Some helpful tips are:

 If there is inaccurate derogatory information on a consumer’s credit report, advise them to get it corrected.

 The score evaluates derogatory information in several ways – how often, how recent and how severe. If a consumer has a pattern (e.g. several derogatory items and late payments) of this type of behavior, removing one of these may not impact the score very much.

 Paying off a derogatory item such as a collection or charged off account will NOT remove that item from the report. The fact that it happened is still important and evaluated by lenders and by the score.

Be aware that:

• Paying off a collection account, late pay or derogatory item will not remove it from a credit file. It will stay on the file for seven years along with any dollar amount associated with the past due.
• Closing an account does not remove it from a credit file. A closed account will still show up on a credit file, and may be considered in calculating the score.
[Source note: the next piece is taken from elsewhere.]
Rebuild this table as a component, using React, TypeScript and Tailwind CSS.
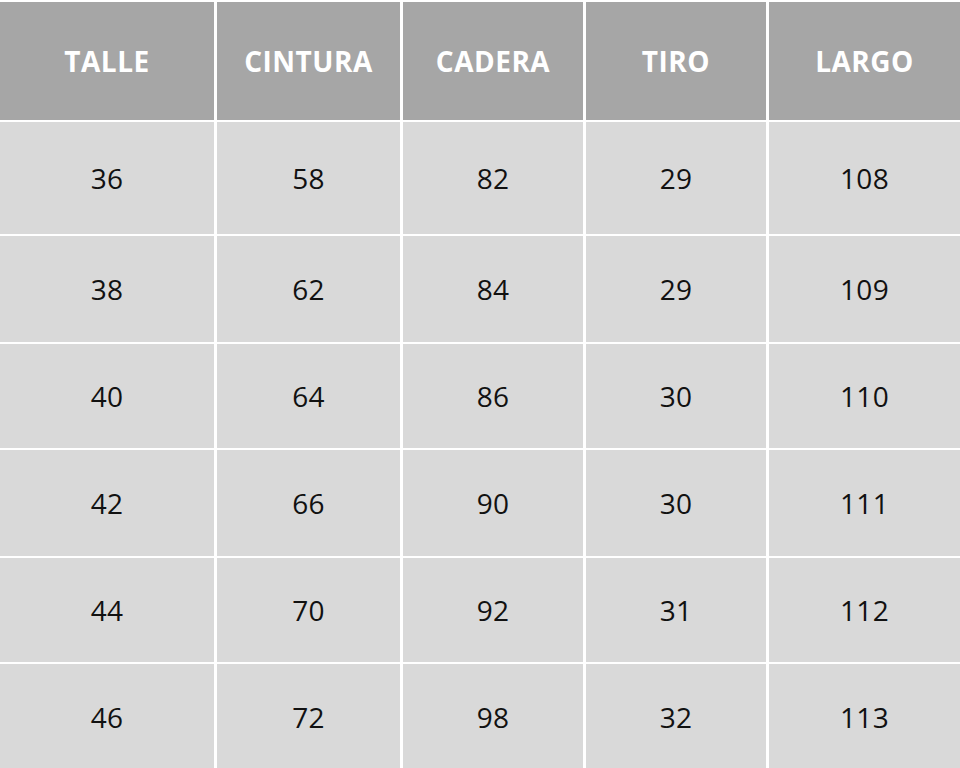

Will a consumer be penalized for shopping around for the best rate on a mortgage?

Looking for new credit equate with higher risk, but most credit scores are not affected by multiple inquiries for a consumer’s credit score from auto or mortgage lenders within a short period of time. The Beacon score treats these as a single inquiry, which will have little or no impact on the credit score.

This is how it works. The Beacon score ignores all mortgage-related inquiries that occur within the 30-day period previous to an inquiry from a mortgage lender (called the “buffer” period). And prior to that buffer period, the scoring software also notes when earlier inquiries were made – if any – and counts back 14 days from each one. The score then counts all mortgage-related inquiries made within any 14-day period as just one inquiry.

For example; John Doe is shopping for a mortgage loan and a lender gets his credit report on November 30. John’s credit report also lists three other mortgage inquiries that were made earlier that month. The Beacon score ignores those previous mortgage inquiries because they all fell into the 30-day buffer period.